What is asked> Repeat each line of the material below exactly as it appears, minus any pictures.

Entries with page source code

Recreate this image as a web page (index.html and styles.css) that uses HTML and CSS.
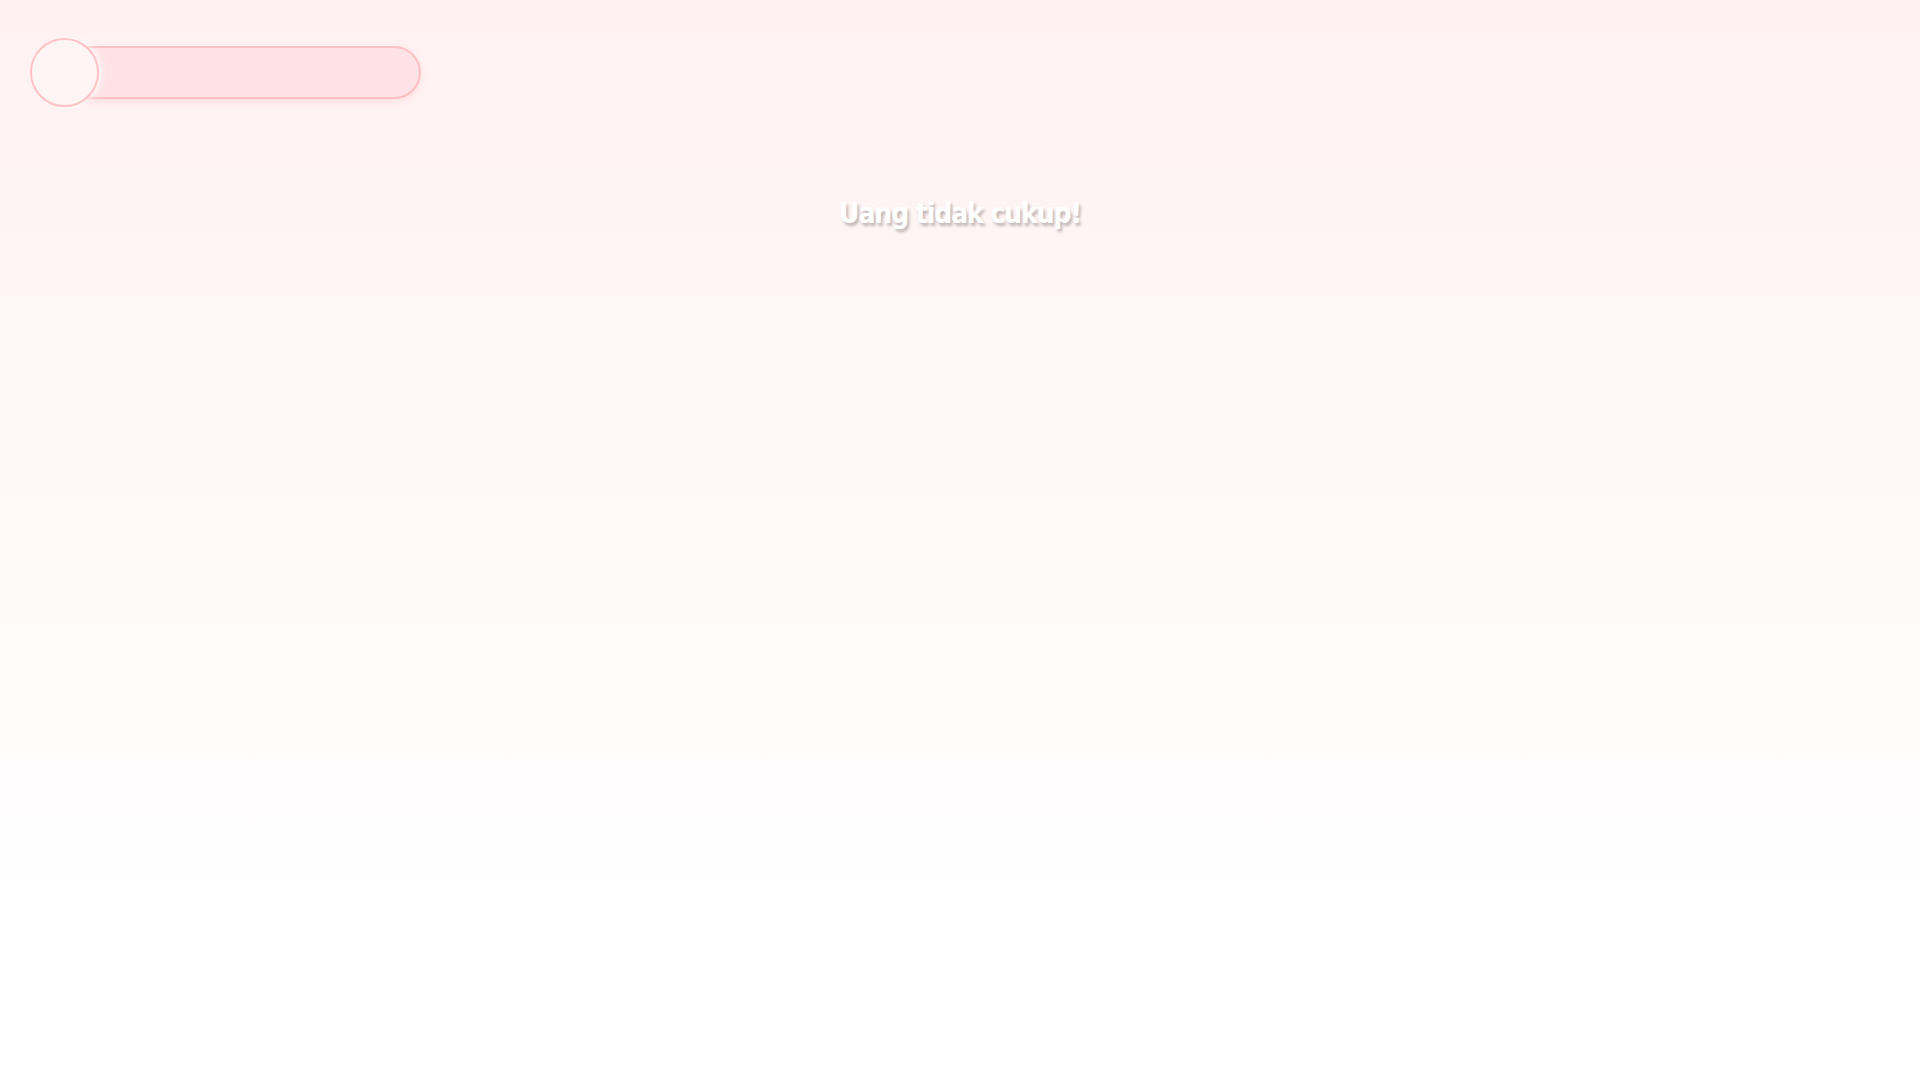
FILE: index.html
```html
<!DOCTYPE html>
<html lang="id">
<head>
  <meta charset="UTF-8">
  <title>Toko</title>
  <link rel="stylesheet" href="styles.css">
</head>
<body>
  <div class="top-bar">
    <div class="coin"></div>
    <div class="money-bar"></div>
  </div>

  <p class="notice">Uang tidak cukup!</p>
</body>
</html>
```

FILE: styles.css
```css
html {
  height: 100%;
}

body {
  margin: 0;
  min-height: 100vh;
  padding: 38px 30px 0;
  box-sizing: border-box;
  font-family: "DejaVu Sans Condensed", "DejaVu Sans", sans-serif;
  background: linear-gradient(180deg, #fff1f1 0%, #fffafa 55%, #ffffff 85%);
}

.top-bar {
  display: flex;
  align-items: center;
}

.coin {
  position: relative;
  z-index: 2;
  width: 69px;
  height: 69px;
  box-sizing: border-box;
  border-radius: 50%;
  border: 2px solid #ffc2c6;
  background: #fff5f5;
  box-shadow: 4px 0 6px rgba(255, 255, 255, 0.6);
}

.money-bar {
  width: 357px;
  height: 53px;
  margin-left: -35px;
  box-sizing: border-box;
  border-radius: 27px;
  border: 2px solid #ffc0c4;
  background: #ffe2e5;
  box-shadow: 0 3px 6px rgba(255, 170, 175, 0.25);
}

.notice {
  margin: 90px 0 0;
  text-align: center;
  color: #ffffff;
  font-size: 28px;
  font-weight: bold;
  letter-spacing: -1.1px;
  text-shadow: 2px 3px 3px rgba(0, 0, 0, 0.25);
}
```
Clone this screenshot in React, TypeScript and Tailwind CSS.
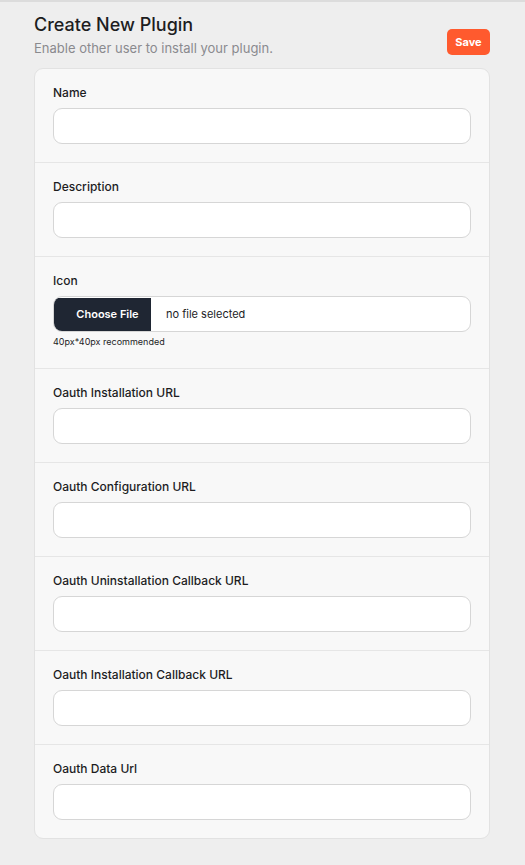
import React from "react";

const fields = [
  "Oauth Installation URL",
  "Oauth Configuration URL",
  "Oauth Uninstallation Callback URL",
  "Oauth Installation Callback URL",
  "Oauth Data Url",
];

function Field({ label, last }: { label: string; last?: boolean }) {
  return (
    <div className={`px-[18px] pt-[16px] pb-[18px] ${last ? "" : "border-b border-[#e6e6e6]"}`}>
      <div className="text-[12px] leading-[16px] font-medium text-[#1d1d1f]">{label}</div>
      <div className="mt-[7px] h-[36px] rounded-[9px] border border-[#d6d6d6] bg-white" />
    </div>
  );
}

export default function App() {
  return (
    <div
      className="min-h-[865px] w-full bg-[#eeeeee] border-t-2 border-[#dcdcdc]"
      style={{ fontFamily: "Inter, 'Noto Sans', sans-serif" }}
    >
      <div className="pl-[34px] pr-[35px] pt-[9px] pb-[27px]">
        <div className="flex items-start justify-between">
          <div>
            <div className="text-[18px] leading-[28px] font-medium text-[#1d1d1f]">Create New Plugin</div>
            <div className="text-[13px] leading-[18px] text-[#8a8a8e]">Enable other user to install your plugin.</div>
          </div>
          <button className="mt-[18px] h-[26px] w-[43px] rounded-[5px] bg-[#ff5a2e] text-[11px] font-bold text-white">
            Save
          </button>
        </div>
        <div className="mt-[11px] rounded-[9px] border border-[#e2e2e2] bg-[#f8f8f8]">
          <Field label="Name" />
          <Field label="Description" />
          <div className="px-[18px] pt-[16px] pb-[20px] border-b border-[#e6e6e6]">
            <div className="text-[12px] leading-[16px] font-medium text-[#1d1d1f]">Icon</div>
            <div className="mt-[7px] flex h-[36px] items-center rounded-[9px] border border-[#d6d6d6] bg-white overflow-hidden">
              <div className="flex h-[33px] w-[97px] items-center justify-center bg-[#1f2633] text-[11px] font-semibold text-white">
                <span className="ml-[10px]">Choose File</span>
              </div>
              <span className="ml-[15px] text-[11px] text-[#1d1d1f]">no file selected</span>
            </div>
            <div className="mt-[4px] text-[9px] leading-[12px] text-[#1d1d1f]">40px*40px recommended</div>
          </div>
          {fields.map((f, i) => (
            <Field key={f} label={f} last={i === fields.length - 1} />
          ))}
        </div>
      </div>
    </div>
  );
}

Output below>
Recreate this image as a web page (index.html and styles.css) that uses HTML and CSS.
FILE: index.html
```html
<!DOCTYPE html>
<html lang="id">
<head>
  <meta charset="UTF-8">
  <title>Toko</title>
  <link rel="stylesheet" href="styles.css">
</head>
<body>
  <div class="top-bar">
    <div class="coin"></div>
    <div class="money-bar"></div>
  </div>

  <p class="notice">Uang tidak cukup!</p>
</body>
</html>
```

FILE: styles.css
```css
html {
  height: 100%;
}

body {
  margin: 0;
  min-height: 100vh;
  padding: 38px 30px 0;
  box-sizing: border-box;
  font-family: "DejaVu Sans Condensed", "DejaVu Sans", sans-serif;
  background: linear-gradient(180deg, #fff1f1 0%, #fffafa 55%, #ffffff 85%);
}

.top-bar {
  display: flex;
  align-items: center;
}

.coin {
  position: relative;
  z-index: 2;
  width: 69px;
  height: 69px;
  box-sizing: border-box;
  border-radius: 50%;
  border: 2px solid #ffc2c6;
  background: #fff5f5;
  box-shadow: 4px 0 6px rgba(255, 255, 255, 0.6);
}

.money-bar {
  width: 357px;
  height: 53px;
  margin-left: -35px;
  box-sizing: border-box;
  border-radius: 27px;
  border: 2px solid #ffc0c4;
  background: #ffe2e5;
  box-shadow: 0 3px 6px rgba(255, 170, 175, 0.25);
}

.notice {
  margin: 90px 0 0;
  text-align: center;
  color: #ffffff;
  font-size: 28px;
  font-weight: bold;
  letter-spacing: -1.1px;
  text-shadow: 2px 3px 3px rgba(0, 0, 0, 0.25);
}
```
Clone this screenshot in React, TypeScript and Tailwind CSS.
import React from "react";

const fields = [
  "Oauth Installation URL",
  "Oauth Configuration URL",
  "Oauth Uninstallation Callback URL",
  "Oauth Installation Callback URL",
  "Oauth Data Url",
];

function Field({ label, last }: { label: string; last?: boolean }) {
  return (
    <div className={`px-[18px] pt-[16px] pb-[18px] ${last ? "" : "border-b border-[#e6e6e6]"}`}>
      <div className="text-[12px] leading-[16px] font-medium text-[#1d1d1f]">{label}</div>
      <div className="mt-[7px] h-[36px] rounded-[9px] border border-[#d6d6d6] bg-white" />
    </div>
  );
}

export default function App() {
  return (
    <div
      className="min-h-[865px] w-full bg-[#eeeeee] border-t-2 border-[#dcdcdc]"
      style={{ fontFamily: "Inter, 'Noto Sans', sans-serif" }}
    >
      <div className="pl-[34px] pr-[35px] pt-[9px] pb-[27px]">
        <div className="flex items-start justify-between">
          <div>
            <div className="text-[18px] leading-[28px] font-medium text-[#1d1d1f]">Create New Plugin</div>
            <div className="text-[13px] leading-[18px] text-[#8a8a8e]">Enable other user to install your plugin.</div>
          </div>
          <button className="mt-[18px] h-[26px] w-[43px] rounded-[5px] bg-[#ff5a2e] text-[11px] font-bold text-white">
            Save
          </button>
        </div>
        <div className="mt-[11px] rounded-[9px] border border-[#e2e2e2] bg-[#f8f8f8]">
          <Field label="Name" />
          <Field label="Description" />
          <div className="px-[18px] pt-[16px] pb-[20px] border-b border-[#e6e6e6]">
            <div className="text-[12px] leading-[16px] font-medium text-[#1d1d1f]">Icon</div>
            <div className="mt-[7px] flex h-[36px] items-center rounded-[9px] border border-[#d6d6d6] bg-white overflow-hidden">
              <div className="flex h-[33px] w-[97px] items-center justify-center bg-[#1f2633] text-[11px] font-semibold text-white">
                <span className="ml-[10px]">Choose File</span>
              </div>
              <span className="ml-[15px] text-[11px] text-[#1d1d1f]">no file selected</span>
            </div>
            <div className="mt-[4px] text-[9px] leading-[12px] text-[#1d1d1f]">40px*40px recommended</div>
          </div>
          {fields.map((f, i) => (
            <Field key={f} label={f} last={i === fields.length - 1} />
          ))}
        </div>
      </div>
    </div>
  );
}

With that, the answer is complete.